Bug #117050 Mysqlshell version 8.4.0 is throwing LogicError while removing an instance
Submitted: 26 Dec 2024 15:01 Modified: 14 May 14:35
Reporter: Pravata Dash Email Updates:
Status: No Feedback Impact on me:
None 
Category:Shell AdminAPI InnoDB Cluster / ReplicaSet Severity:S2 (Serious)
Version:8.4.0 OS:Any
Assigned to: CPU Architecture:Any
Tags: mysqlshell

[26 Dec 2024 15:01] Pravata Dash
Description:
When attempting to remove a secondary instance left in an inconsistent state using the remove_instance() method in MySQL Shell version 8.4.0 (and even 8.4.1/8.4.3) for an InnoDB cluster with group replication, a LogicError occurs.

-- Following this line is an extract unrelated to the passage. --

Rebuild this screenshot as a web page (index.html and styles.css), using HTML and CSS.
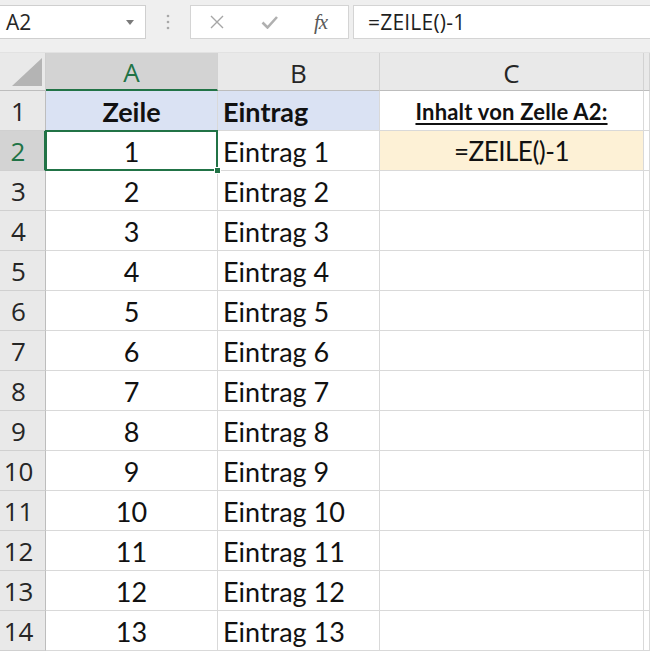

This operation succeeds in MySQL Shell versions 8.0.3/4.

Error Details:
dba.getCluster("innodbcluster-xxx-1").removeInstance("innodbcluster-xxx-1-asyncrr-mysql-rr-0.analytics-mysql-rr.default.svc.cluster.local:3306")
Cluster.removeInstance: Unexpected instance_type: READ_REPLICA (LogicError)
 

Also, a notable gap exists between MySQL Shell versions 8.0.3/4 and 8.4.0 regarding the rescan() operation. In versions 8.0.3/4, inconsistent instances are removed during the rescan(), while in version 8.4.0, the rescan() provides normal output without prompting users to remove anything or take any action.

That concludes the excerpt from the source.